Hickok tried acting in Wild West shows, which were growing in popularity. His own show, The Daring Buffalo Chase of the Plains, did not fare well, but in 1873 he joined Buffalo Bill Cody’s The Scouts of the Prairie, which was based in Rochester, New York.
Although the show brought Hickok some much-needed income, he was unhappy, began drinking heavily, and returned to the West in March 1874.
In 1876 in Cheyenne, Wyoming Territory, Hickok married Agnes Lake Thatcher, a former circus performer.
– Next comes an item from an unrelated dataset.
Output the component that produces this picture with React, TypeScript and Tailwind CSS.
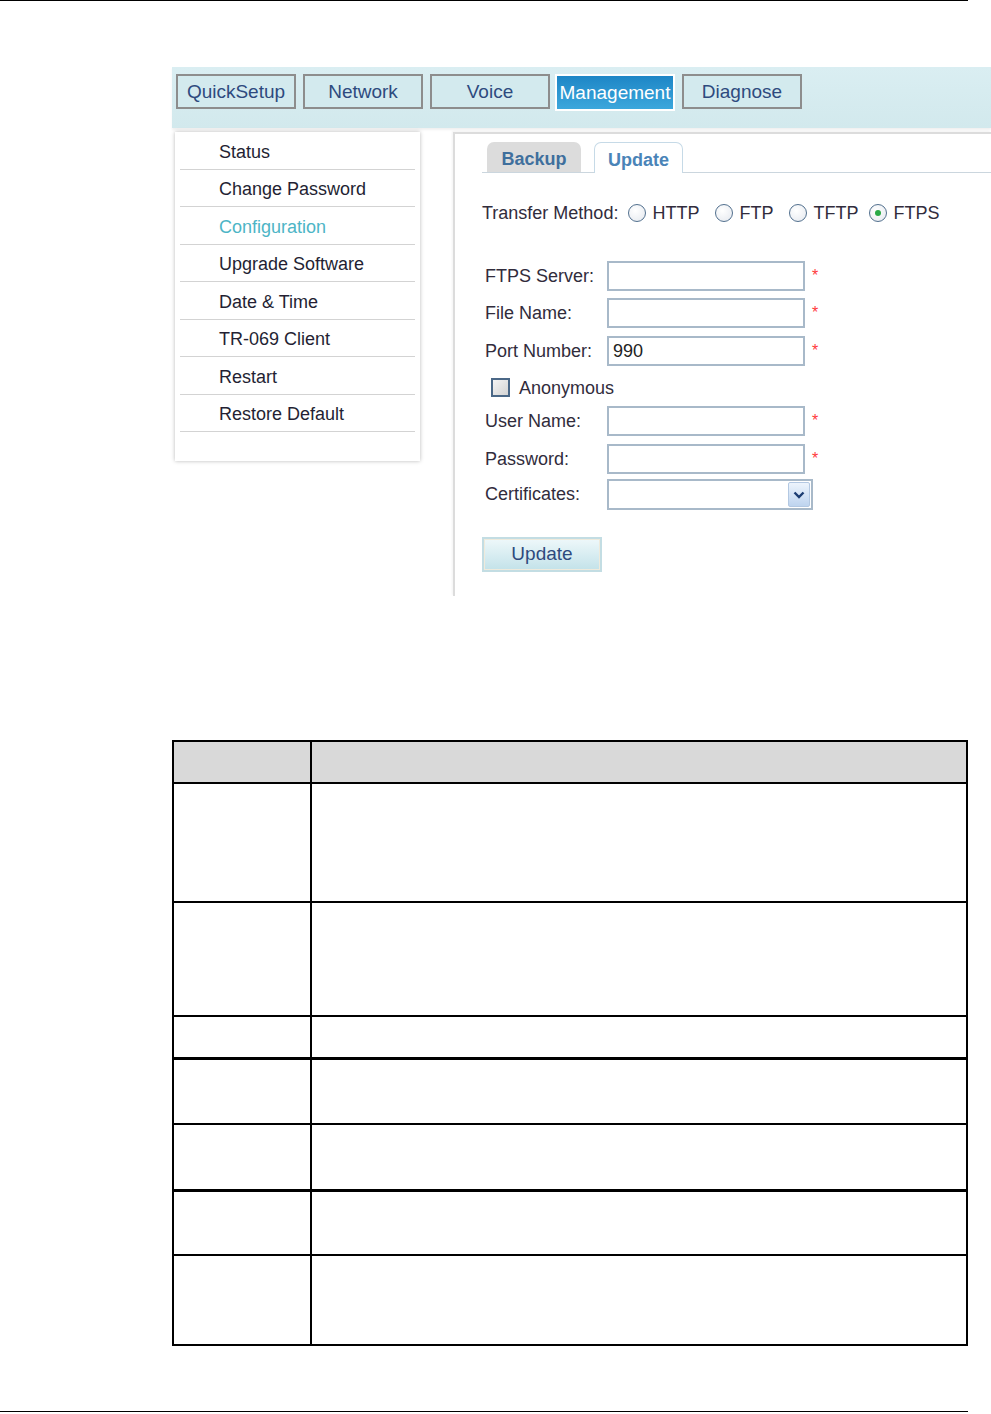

A month or so later, he left their honeymoon in Cincinnati for the goldfields of the Black Hills in the Dakota Territory, where he hoped to make enough money to send for her.
He traveled west to Deadwood, South Dakota, in a wagon train that included Martha Jane Cannary (“Calamity Jane”), who later claimed she had secretly married him.
Deadwood was overrun with miners, gunmen, and gamblers when Hickok became a peace officer there in July 1876, relying as much on his reputation as on his diminishing gun skills, which were compromised by failing eyesight.
Throughout his lifetime, Hickok would work as a wagon-master for the Union Army during the Civil War, serve as a sheriff and city marshal, and kill at least six men in gunfights.
Hickok is widely regarded as the greatest gunfighter who ever lived, is the winner of the first recorded quick-draw duel, and was posthumously inducted into the Poker Hall of Fame in 1979. (Denver Library)
On August 2, 1876, during a poker game in a saloon that found him with his back uncharacteristically to the door, Hickok was shot in the back of his head by Jack McCall, who may have been hired to kill him. (Initially acquitted, McCall was retried in Laramie, Wyoming Territory, found guilty, and hanged on March 1, 1877.) (Britannica)
The cards Hickok had been holding when he was shot and killed – a pair of black aces and a pair of black eights plus an unknown fifth card – became known as the “Dead Man’s Hand.”